Because the Court finds Eddy to be a policymaker, the Pickering/Connick balancing becomes less difficult. The Court outlined three factors to be considered in balancing the relevant interests: (1) the degree to which the speech disrupts close working relationships; (2) the time, place, and manner of the speech; and (3) the context in which the dispute arose. Connick v. Myers, 461 U.S. at 151-154. In analyzing Eddy's remarks in conjunction with his sensitive, confidential position representing the AG, it is clear to this Court that the Pickering/Connick balancing test falls decidedly on the side of Defendants. Eddy's speech in this instance was critical of the AG and arose out of an employment dispute regarding office policies as they applied to Eddy.

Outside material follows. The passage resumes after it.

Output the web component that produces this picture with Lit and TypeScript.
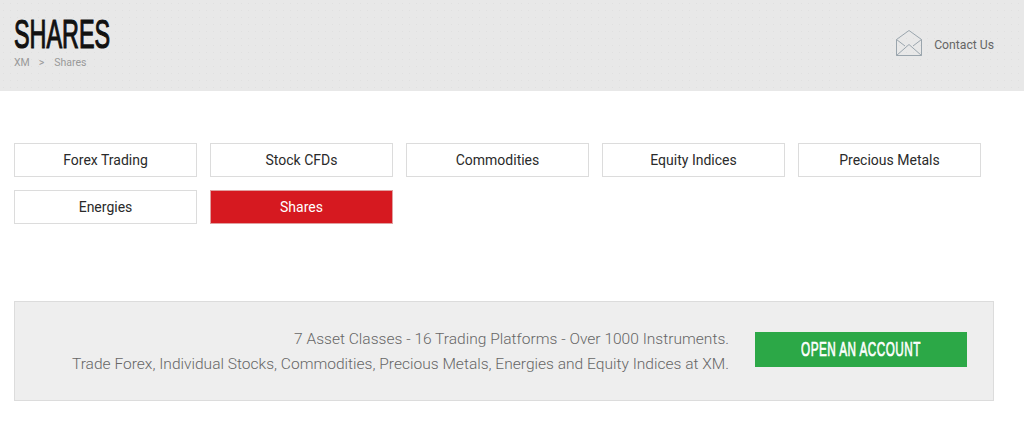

Clearly, the AG in this instance "has a reasonably greater cause for concern when direct public criticism of him comes from one in a confidential position." Tomalis, 45 Fed. Appx. at 145. Therefore, because Eddy was a policymaker, and because the Pickering/Connick balancing of interests weighs significantly in favor of the Defendants, Eddy's First Amendment claim fails as a matter of law.
V. CONCLUSION
Based on the foregoing, the Court will grant the motion for summary judgment in favor of Defendants on Plaintiff's claim made pursuant to 42 U.S.C. § 1983 alleging a violation of his rights under the First Amendment. An appropriate order will follow.